>> Start DATASET
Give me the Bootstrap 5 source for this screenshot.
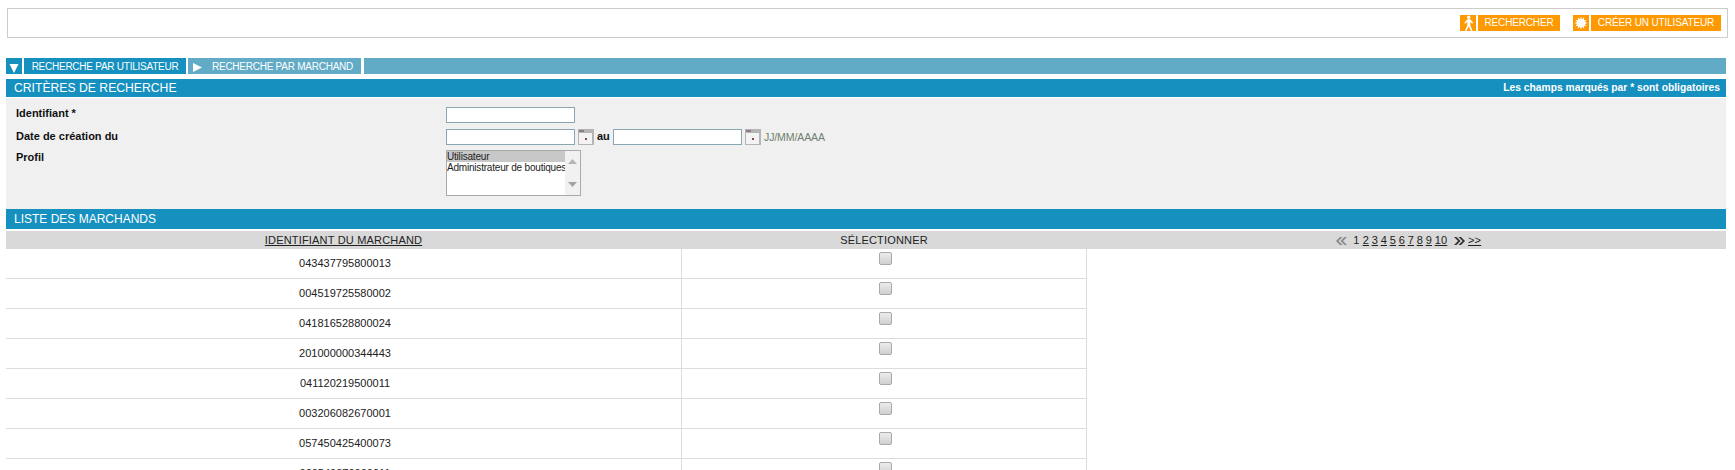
>> End DATASET
>> Start DATASET
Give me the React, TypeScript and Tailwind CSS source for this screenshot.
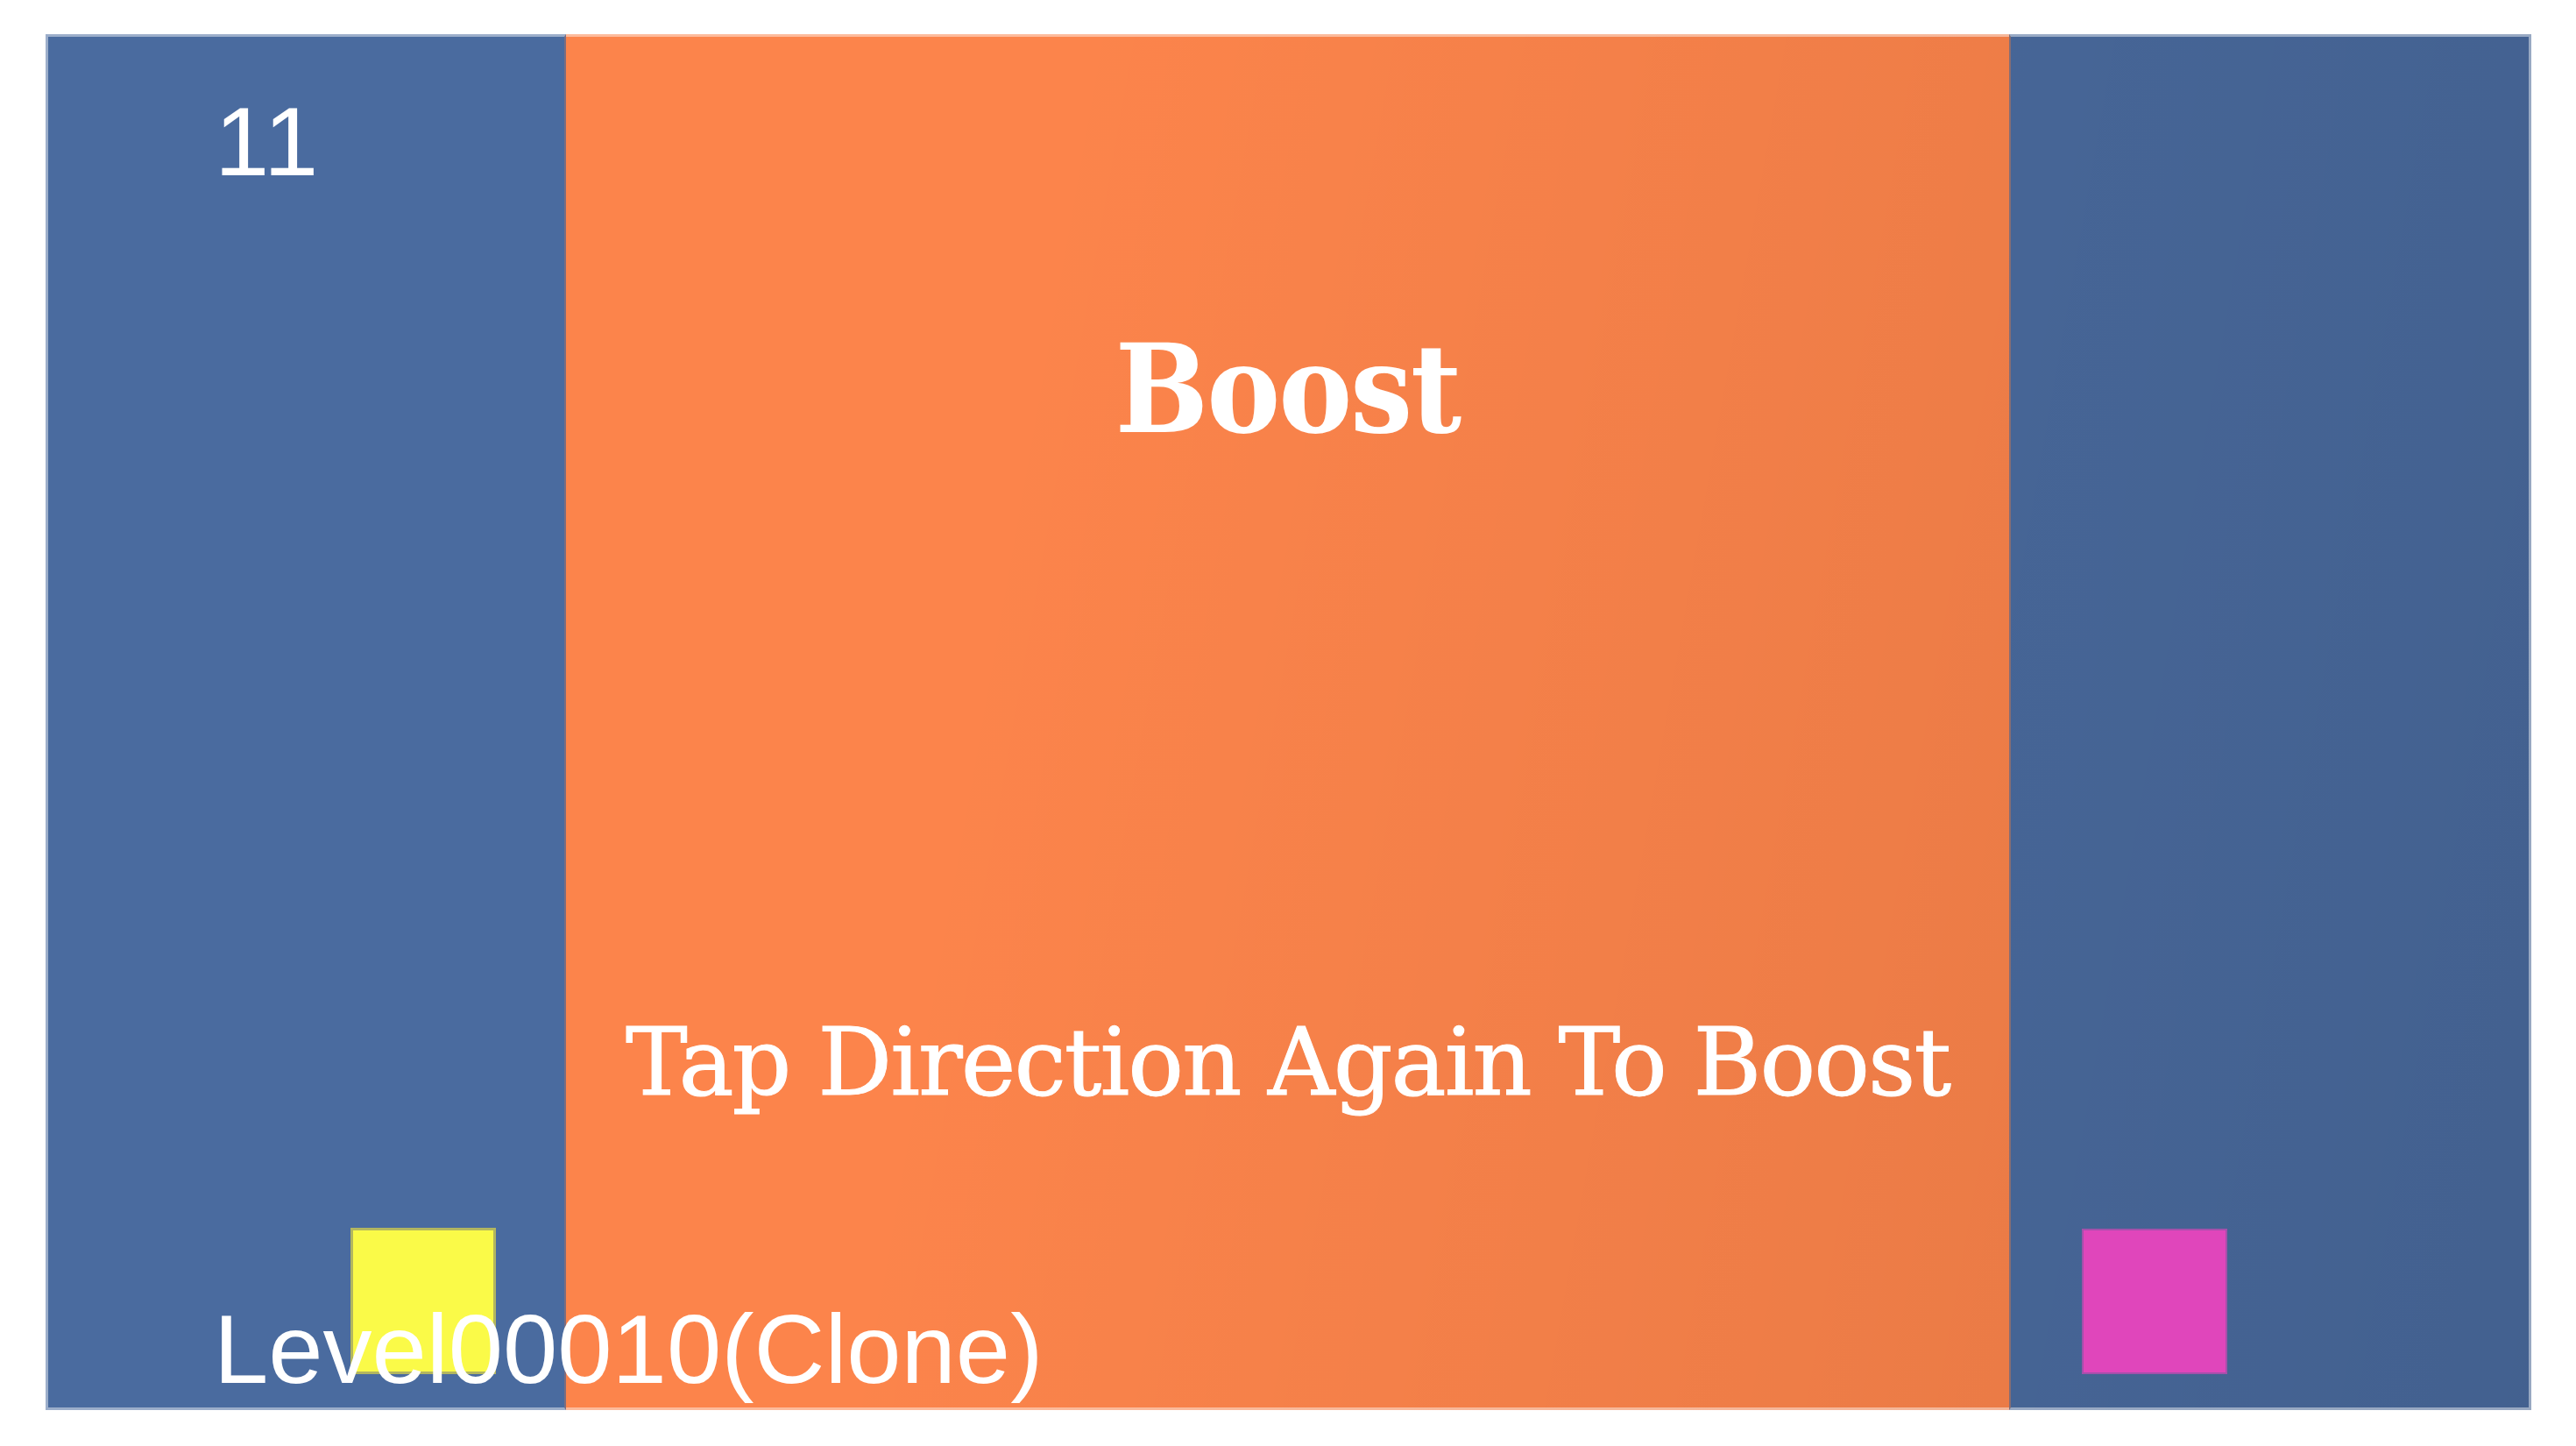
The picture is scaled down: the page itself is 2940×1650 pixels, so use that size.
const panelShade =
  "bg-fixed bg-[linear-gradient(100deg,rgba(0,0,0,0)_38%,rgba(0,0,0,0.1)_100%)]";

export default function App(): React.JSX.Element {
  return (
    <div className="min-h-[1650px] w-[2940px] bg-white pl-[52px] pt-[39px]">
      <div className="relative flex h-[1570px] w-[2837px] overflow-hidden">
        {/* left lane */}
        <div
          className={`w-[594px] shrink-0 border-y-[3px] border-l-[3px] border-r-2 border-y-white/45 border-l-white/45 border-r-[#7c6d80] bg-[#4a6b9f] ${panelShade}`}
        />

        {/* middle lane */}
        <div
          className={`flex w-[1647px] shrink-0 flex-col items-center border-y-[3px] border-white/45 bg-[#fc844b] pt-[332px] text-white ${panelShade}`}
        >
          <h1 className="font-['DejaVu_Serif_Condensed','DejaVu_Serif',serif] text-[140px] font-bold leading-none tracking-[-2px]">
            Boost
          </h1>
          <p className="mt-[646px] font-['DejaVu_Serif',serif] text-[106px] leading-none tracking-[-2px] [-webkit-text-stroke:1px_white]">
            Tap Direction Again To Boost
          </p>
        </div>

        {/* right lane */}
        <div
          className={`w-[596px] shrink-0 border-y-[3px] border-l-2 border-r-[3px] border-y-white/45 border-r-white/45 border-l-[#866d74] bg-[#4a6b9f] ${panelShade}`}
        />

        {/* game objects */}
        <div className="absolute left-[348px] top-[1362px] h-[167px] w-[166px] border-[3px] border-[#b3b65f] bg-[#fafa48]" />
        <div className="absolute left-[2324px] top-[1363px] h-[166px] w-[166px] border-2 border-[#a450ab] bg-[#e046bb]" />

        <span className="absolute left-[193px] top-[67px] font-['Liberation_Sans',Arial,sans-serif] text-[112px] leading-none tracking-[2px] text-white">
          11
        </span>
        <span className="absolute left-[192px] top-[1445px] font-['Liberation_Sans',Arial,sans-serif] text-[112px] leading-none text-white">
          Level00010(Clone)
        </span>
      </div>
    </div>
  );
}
>> End DATASET
- [WHAT IS REQUIRED]
Extract every line of the records above that contains the word "React".

- [REPLY TO THE EXERCISE]
Give me the React, TypeScript and Tailwind CSS source for this screenshot.
export default function App(): React.JSX.Element {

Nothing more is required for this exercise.